In the annotations directory, you should see the XML files that define the bounding boxes for each image (same filename, diferent extension).
In the images directory you'll see all the images with the license plates.
This is all good now, but to create the TFRecord files, both XML and PNG files must be in the same directory.
Let's split the data into train and test.
Spliting the data
Because the amount of images is small, let's just split this into train and test .
Inside the images directory, create two more - train and test
mkdir train
mkdir test
Let's move 400 images (and corresponding XML annotations) to the directory train and the remaining 33 to the test directory.
Best pratices say 80% to train, 10% to test and 10% to validation.This is roughly the same without the validation.
I've choose to move from Car0.png to Cars399.png to the train directory and the remaining - Cars400.png to Cars432.png to the test directory.
Do the same with the XML annotations. Move them from the annotations directory to the train and test directories.
You should end with something like this:
Don't delete the annotations directory. We're going to need it.
By now, our directories should be like this:
Creating TFRecords and Label Map
Because the dataset that I've used already comes with the annotations in XML format (PascalVOC format), I need a script to convert XML to TFRecord format.
The TensorFlow Object Detection Maintainers have an awesome script to transform the XML to TFRecord.
I've used this one from Nicholas Renotte . If don't know who is his, just chechout is videos on Youtube about Machine Learning. Awesome.
Label Map
Before creating the TFRecords, we need to create a Label Map. This is a simple text file ( .pbtxt ) in protobuf format that maps each of our used labels to an integer value.
It will be used by the training and detection processes.
Here's an example of a label map for a dataset with two labels:
item {
id: 1
name: 'cat'
}
item {
id: 2
name: 'dog'
}
Since we only have one label - licence - ours will be :
item {
name:'licence'
id:1
}
Save it in workspace/data/annotations directory with the name label_map.pbtxt .
Now, we're ready to create the TFRecords
Creating the TFRecords
We will use the script above to create the TFRecords file for the training test images
Assuming that you're in the TFCustomDetect directory and the script is there.
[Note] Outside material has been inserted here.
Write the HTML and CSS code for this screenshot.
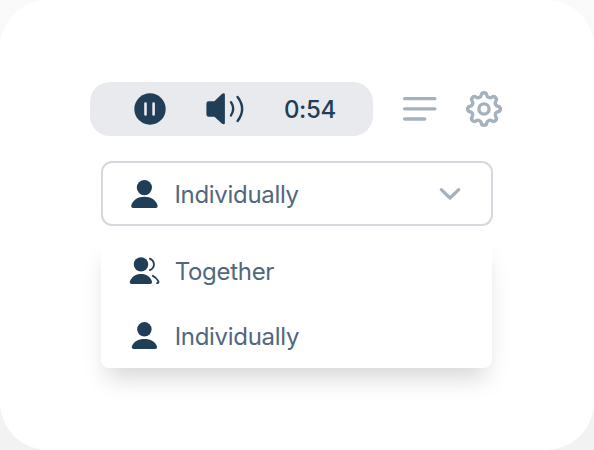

Create the train.record file
python generate_tfrecord.py -x workspace/data/images/train/ -l workspace/data/annotations/label_map.pbtxt -o workspace/data/annotations/train.record
You should receive a sucess message
Successfully created the TFRecord file: workspace/data/annotations/train.record
Do the same for the test.record file
python generate_tfrecord.py -x workspace/data/images/test/ -l workspace/data/annotations/label_map.pbtxt -o workspace/data/annotations/test.record
and the same for this one:
Successfully created the TFRecord file: workspace/data/annotations/test.record
If you see the generate_tfrecord.py file, the arguments are:
- -x is the path where the XML annoations are
- -l is where the label map file is
- -o is where to save the TFRecord file
Now, our workspace/data/annotations directory should have the new files:
We are ready now to choose the model that we're going to use to train our custom data.
Now, just a bonus. Move to the next section - Model Selection - if you don't want to se how to create annotations
Creating annotations
For this, I've used an already available dataset, but will add some more pictures with Portuguese licenses, although it may not be necessary.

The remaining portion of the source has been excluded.